A recent study has revealed that Earth's "warmth is unprecedented for at least the last 400 years," it's likely the hottest it's been in 2,000 years, and it's been possibly much longer since Earth has run such a fever:
The National Academy of Sciences, reaching that conclusion in a broad review of scientific work requested by Congress, reported Thursday that the "recent warmth is unprecedented for at least the last 400 years and potentially the last several millennia."

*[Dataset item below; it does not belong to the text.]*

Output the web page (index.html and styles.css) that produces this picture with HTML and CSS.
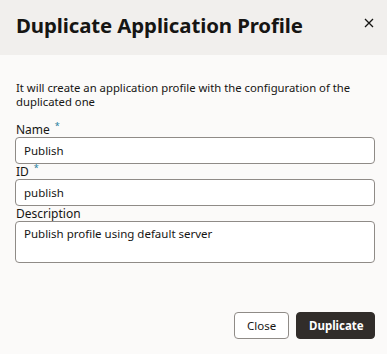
FILE: index.html
```html
<!DOCTYPE html>
<html>
<head>
<meta charset="utf-8">
<link rel="stylesheet" href="styles.css">
</head>
<body>
<div class="dialog">
  <div class="header">
    <h1 class="title">Duplicate Application Profile</h1>
    <button class="close-x" aria-label="Close">
      <svg width="10" height="10" viewBox="0 0 10 10"><path d="M1 1L9 9M9 1L1 9" stroke="#161513" stroke-width="1.3" fill="none"/></svg>
    </button>
  </div>
  <div class="body">
    <p class="intro">It will create an application profile with the configuration of the duplicated one</p>
    <div class="field">
      <label class="label">Name<span class="req">*</span></label>
      <div class="input">Publish</div>
    </div>
    <div class="field">
      <label class="label">ID<span class="req">*</span></label>
      <div class="input">publish</div>
    </div>
    <div class="field">
      <label class="label">Description</label>
      <div class="input textarea">Publish profile using default server</div>
    </div>
  </div>
  <div class="footer">
    <button class="btn btn-outline">Close</button>
    <button class="btn btn-primary">Duplicate</button>
  </div>
</div>
</body>
</html>
```
FILE: styles.css
```css
html, body {
  margin: 0;
  padding: 0;
  background: #fbfaf9;
}
body {
  font-family: "Noto Sans", "Open Sans", sans-serif;
  color: #161513;
  width: 387px;
  height: 354px;
  overflow: hidden;
}
.dialog {
  display: flex;
  flex-direction: column;
  height: 354px;
}
.header {
  height: 55px;
  background: #f1efed;
  display: flex;
  align-items: center;
  justify-content: space-between;
  padding: 0 10px 0 16px;
  box-sizing: border-box;
}
.title {
  margin: 0;
  font-size: 20.4px;
  font-weight: 700;
  letter-spacing: -0.1px;
  line-height: 1;
  padding-bottom: 4px;
}
.close-x {
  border: 0;
  background: transparent;
  width: 16px;
  height: 16px;
  padding: 0;
  display: flex;
  align-items: center;
  justify-content: center;
  margin-bottom: 10px;
}
.body {
  padding: 26px 12px 0 15px;
  flex: 1;
}
.intro {
  margin: 0 0 13px 1px;
  font-size: 11.3px;
  line-height: 14px;
  color: #161513;
}
.field {
  display: flex;
  flex-direction: column;
}
.label {
  font-size: 12px;
  line-height: 15px;
  height: 15px;
  margin-left: 1px;
}
.req {
  color: #227e9e;
  font-size: 9px;
  margin-left: 5px;
  position: relative;
  top: -5px;
}
.input {
  height: 27px;
  box-sizing: border-box;
  border: 1px solid #8f8b87;
  border-radius: 4px;
  background: #fff;
  font-size: 11.5px;
  line-height: 25px;
  padding: 0 8px;
}
.textarea {
  height: 42px;
  line-height: 15px;
  padding-top: 4px;
}
.footer {
  display: flex;
  justify-content: flex-end;
  gap: 7px;
  padding: 0 12px 15px 0;
}
.btn {
  height: 27px;
  border-radius: 4px;
  font-family: "Noto Sans", "Open Sans", sans-serif;
  font-size: 11.5px;
  padding: 0 12px;
  box-sizing: border-box;
}
.btn-outline {
  background: #fff;
  border: 1px solid #8f8b87;
  color: #161513;
  width: 55px;
}
.btn-primary {
  background: #312d2a;
  border: 1px solid #312d2a;
  color: #fff;
  font-weight: 700;
  width: 79px;
}
```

A panel of top climate scientists told lawmakers that Earth is heating up and that "human activities are responsible for much of the recent warming."
[...]
Other new research Thursday showed that global warming produced about half of the extra hurricane-fueled warmth in the North Atlantic in 2005, and natural cycles were a minor factor.
[...]
The scientists said they had less confidence in the evidence of temperatures before 1600. But they considered it reliable enough to conclude there were sharp spikes in carbon dioxide and methane, the two major "greenhouse" gases blamed for trapping heat in the atmosphere, beginning in the 20th century, after remaining fairly level for 12,000 years.

Between 1 A.D. and 1850, volcanic eruptions and solar fluctuations were the main causes of changes in greenhouse gas levels. But those temperature changes "were much less pronounced than the warming due to greenhouse gas" levels by pollution since the mid-19th century, it said.
And what's the reaction of our President to such shocking revelations, threatening our very own planet?
The Bush administration has maintained that the threat is not severe enough to warrant new pollution controls that the White House says would have cost 5 million Americans their jobs.
The threat is not severe enough. Astonishing. Does Bush need to see Texas-like deserts in place of the front lawn of the White House to see global warming as a severe enough threat to give a damn?!

I wonder if the Bush administration ever contemplated the undeniable fact that if the US ends up under a mile of ice, our jobs will be the last of our worries.

Let's see how glad Mexico will be to accept 300 million immigrants from its northern neighbor when we're forced to flee to avoid being enveloped by glaciers taller than the Empire State Building.

Who will want to build a wall then, I wonder...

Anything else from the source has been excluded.